6) The AMT is phased in over a seven year period to more closely represent tax law. The original tax rates assumed that the full AMT effect was felt in 1987.
7) The tax laws that were instituted in late 1997 (e.g., 2-year carryback and 20-year caryforward) are included in the tax rates for 1998.
8) The 2001 tax rates use a two-year carryback period. In conjunction with an economic stimulus package, tax law changed in 2002, retroactive to 2001, to make the carryback period 5 years. The 2001 rates use a two year carryback to reflect the tax law that was in place at the end of 2001, and therefore are the tax rates that management probably had in mind when they made year-end 2001 decisions. The 2002 tax rates include the five-year carryback feature. This tax provision expired starting with 2003 tax rates and therefore a two-year carryback is in effect again starting in 2003.
Similarly, the 2009 tax rates use a five-year carryback period (because this was a feature of the federal stimulus package). Technically, firms could choose between using the five-year carryback in 2008 or 2009 tax years but given that the law was not signed until 2009, I left 2008 with a two-year carryback (under the assumption that management decisions in 2008 were made without knowing that there would eventually be a five year carryback period retroactive to 2008 tax data).

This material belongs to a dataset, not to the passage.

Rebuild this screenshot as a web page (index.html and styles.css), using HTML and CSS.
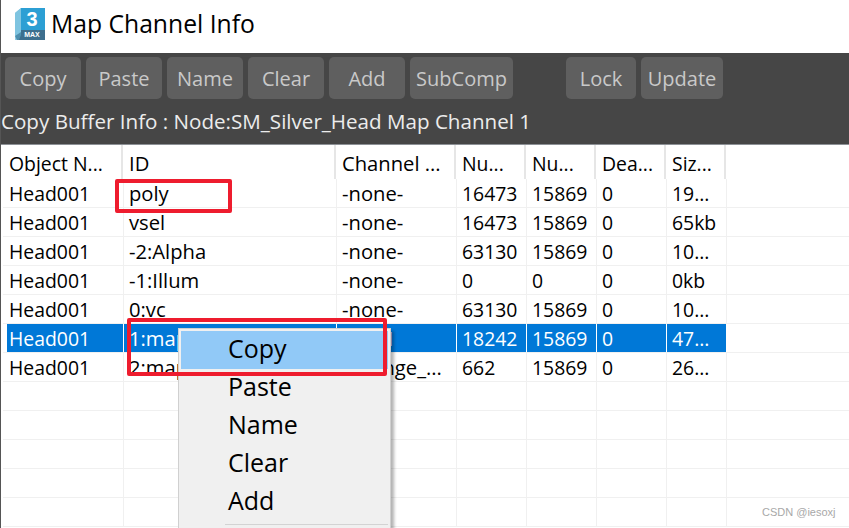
FILE: index.html
```html
<!DOCTYPE html>
<html lang="en">
<head>
<meta charset="utf-8">
<title>Map Channel Info</title>
<link rel="stylesheet" href="styles.css">
</head>
<body>
<div class="window">
  <header class="titlebar">
    <svg class="logo" width="30" height="32" viewBox="0 0 30 32">
      <path d="M6 0L0 5V32H6Z" fill="#8ccbe4"/>
      <path d="M0 5L6 0V24L0 28Z" fill="#7fc4e0"/>
      <path d="M0 28L6 24V32H2Z" fill="#4f8fae"/>
      <path d="M6 0H30V22H6Z" fill="#2c9fd4"/>
      <path d="M6 22H30V32H4L6 27Z" fill="#3d6f8e"/>
      <text class="logo-num" x="17" y="18" text-anchor="middle">3</text>
      <text class="logo-max" x="17" y="29.3" text-anchor="middle">MAX</text>
    </svg>
    <h1 class="title">Map Channel Info</h1>
  </header>
  <section class="panel">
    <div class="toolbar">
      <button class="btn">Copy</button>
      <button class="btn">Paste</button>
      <button class="btn">Name</button>
      <button class="btn">Clear</button>
      <button class="btn">Add</button>
      <button class="btn btn-sub">SubComp</button>
      <button class="btn btn-lock">Lock</button>
      <button class="btn btn-update">Update</button>
    </div>
    <div class="buffer">Copy Buffer Info : Node:SM_Silver_Head Map Channel 1</div>
  </section>
  <section class="grid">
    <div class="row head"><span>Object N...</span><span>ID</span><span>Channel ...</span><span>Nu...</span><span>Nu...</span><span>Dea...</span><span>Siz...</span><span class="fill"></span></div>
    <div class="row"><span>Head001</span><span>poly</span><span>-none-</span><span>16473</span><span>15869</span><span>0</span><span>19...</span><span class="fill"></span></div>
    <div class="row"><span>Head001</span><span>vsel</span><span>-none-</span><span>16473</span><span>15869</span><span>0</span><span>65kb</span><span class="fill"></span></div>
    <div class="row"><span>Head001</span><span>-2:Alpha</span><span>-none-</span><span>63130</span><span>15869</span><span>0</span><span>10...</span><span class="fill"></span></div>
    <div class="row"><span>Head001</span><span>-1:Illum</span><span>-none-</span><span>0</span><span>0</span><span>0</span><span>0kb</span><span class="fill"></span></div>
    <div class="row"><span>Head001</span><span>0:vc</span><span>-none-</span><span>63130</span><span>15869</span><span>0</span><span>10...</span><span class="fill"></span></div>
    <div class="row selected"><span>Head001</span><span>1:map</span><span>map1</span><span>18242</span><span>15869</span><span>0</span><span>47...</span><span class="fill"></span></div>
    <div class="row"><span>Head001</span><span>2:map</span><span>Arrange_...</span><span>662</span><span>15869</span><span>0</span><span>26...</span><span class="fill"></span></div>
    <div class="row"><span></span><span></span><span></span><span></span><span></span><span></span><span></span><span class="fill"></span></div>
    <div class="row"><span></span><span></span><span></span><span></span><span></span><span></span><span></span><span class="fill"></span></div>
    <div class="row"><span></span><span></span><span></span><span></span><span></span><span></span><span></span><span class="fill"></span></div>
    <div class="row"><span></span><span></span><span></span><span></span><span></span><span></span><span></span><span class="fill"></span></div>
    <div class="row"><span></span><span></span><span></span><span></span><span></span><span></span><span></span><span class="fill"></span></div>
  </section>
  <ul class="menu">
    <li class="item active">Copy</li>
    <li class="item">Paste</li>
    <li class="item">Name</li>
    <li class="item">Clear</li>
    <li class="item">Add</li>
    <li class="sep"></li>
  </ul>
  <div class="mark mark-poly"></div>
  <div class="mark mark-copy"></div>
  <div class="watermark">CSDN @iesoxj</div>
</div>
</body>
</html>
```
FILE: styles.css
```css
* { box-sizing: border-box; }
html, body { margin: 0; padding: 0; background: #fff; }
body { width: 849px; height: 528px; overflow: hidden; font-family: "Open Sans", "Noto Sans", sans-serif; }
.window { position: relative; width: 849px; height: 528px; overflow: hidden; border-left: 1px solid #555; }

.titlebar { height: 53px; display: flex; align-items: flex-start; background: #fff; }
.logo { margin: 8px 0 0 14px; flex: none; }
.logo-num { font: 700 20px "Liberation Sans", sans-serif; fill: #fff; }
.logo-max { font: 700 7px "Liberation Sans", sans-serif; fill: #fff; }
.title { margin: 6px 0 0 6px; font-weight: 400; font-size: 24.7px; line-height: 36px; color: #000; }

.panel { height: 92px; background: #464646; border-bottom: 1px solid #8d9196; margin-left: -1px; }
.toolbar { display: flex; gap: 5px; padding: 4px 0 0 5px; }
.btn { width: 76px; height: 42px; padding: 2px 0 0; border: 0; border-radius: 5px; background: #5f5f5f; color: #c9c9c9; font: 400 20px/38px "Open Sans", "Noto Sans", sans-serif; }
.btn-sub { width: 103px; margin-right: 48px; }
.btn-lock { width: 70px; }
.btn-update { width: 82px; }
.buffer { padding: 0 0 0 1px; margin-top: 5px; color: #ececec; font-size: 20.6px; line-height: 34px; white-space: nowrap; }

.grid { padding-left: 2px; }
.row { display: grid; grid-template-columns: 117px 213px 120px 70px 70px 70px 60px 1fr; height: 29px; padding-left: 4px; border-bottom: 1px solid #f0f0f0; font-size: 19.4px; line-height: 30px; color: #000; }
.row span { display: block; padding-left: 5px; border-right: 1px solid #f0f0f0; white-space: nowrap; overflow: hidden; }
.row span:first-child { padding-left: 2px; }
.row span:nth-child(2), .row span:nth-child(3) { font-size: 20.2px; line-height: 28px; }
.row .fill { border-right: 0; }
.head { height: 34px; border-bottom: 0; line-height: 38px; }
.head span { border-right: 2px solid #e6e6e6; margin-left: -1px; margin-right: 1px; padding-left: 6px; }
.row.head span:first-child { padding-left: 3px; }
.row.head span:nth-child(2), .row.head span:nth-child(3) { line-height: 36px; }
.selected span { background: #0078d7; color: #fff; border-right-color: #fff; }
.selected .fill { background: transparent; }

.menu { position: absolute; left: 177px; top: 328px; width: 213px; height: 220px; margin: 0; padding: 2px 2px 0; list-style: none; background: #f0f0f0; border: 1px solid #d0d0d0; box-shadow: 3px 3px 3px rgba(0,0,0,.3); }
.item { height: 38px; padding-left: 47px; font-size: 25px; line-height: 35px; color: #000; }
.active { background: #91c9f7; }
.sep { height: 1px; margin: 3px 0 0 44px; background: #d3d3d3; }

.mark { position: absolute; border: 4px solid #ee1c2e; border-radius: 2px; }
.mark-poly { left: 114px; top: 179px; width: 117px; height: 34px; }
.mark-copy { left: 126px; top: 318px; width: 260px; height: 58px; }

.watermark { position: absolute; left: 761px; top: 505px; font: 11px/14px "Liberation Sans", sans-serif; color: #a8a8a8; }
```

One final item of documentation that is true for all the tax rates, but was not printed in some of the references, is how I handle a missing observation that is surrounded by observations with valid data. For example, CNUM=000021105 has data available from 1985-1995, except that 1988 is missing. The 1988 data is filled in with 1987 values but ONLY when calculating tax rates for 1989 through the last year in the sample. No tax rate is calculated for 1988. The 1987 tax rate calculation is influenced by 1988 data only to the extent that a forecast of 1988 is made using the random walk model, using 1987 data as the last historical period.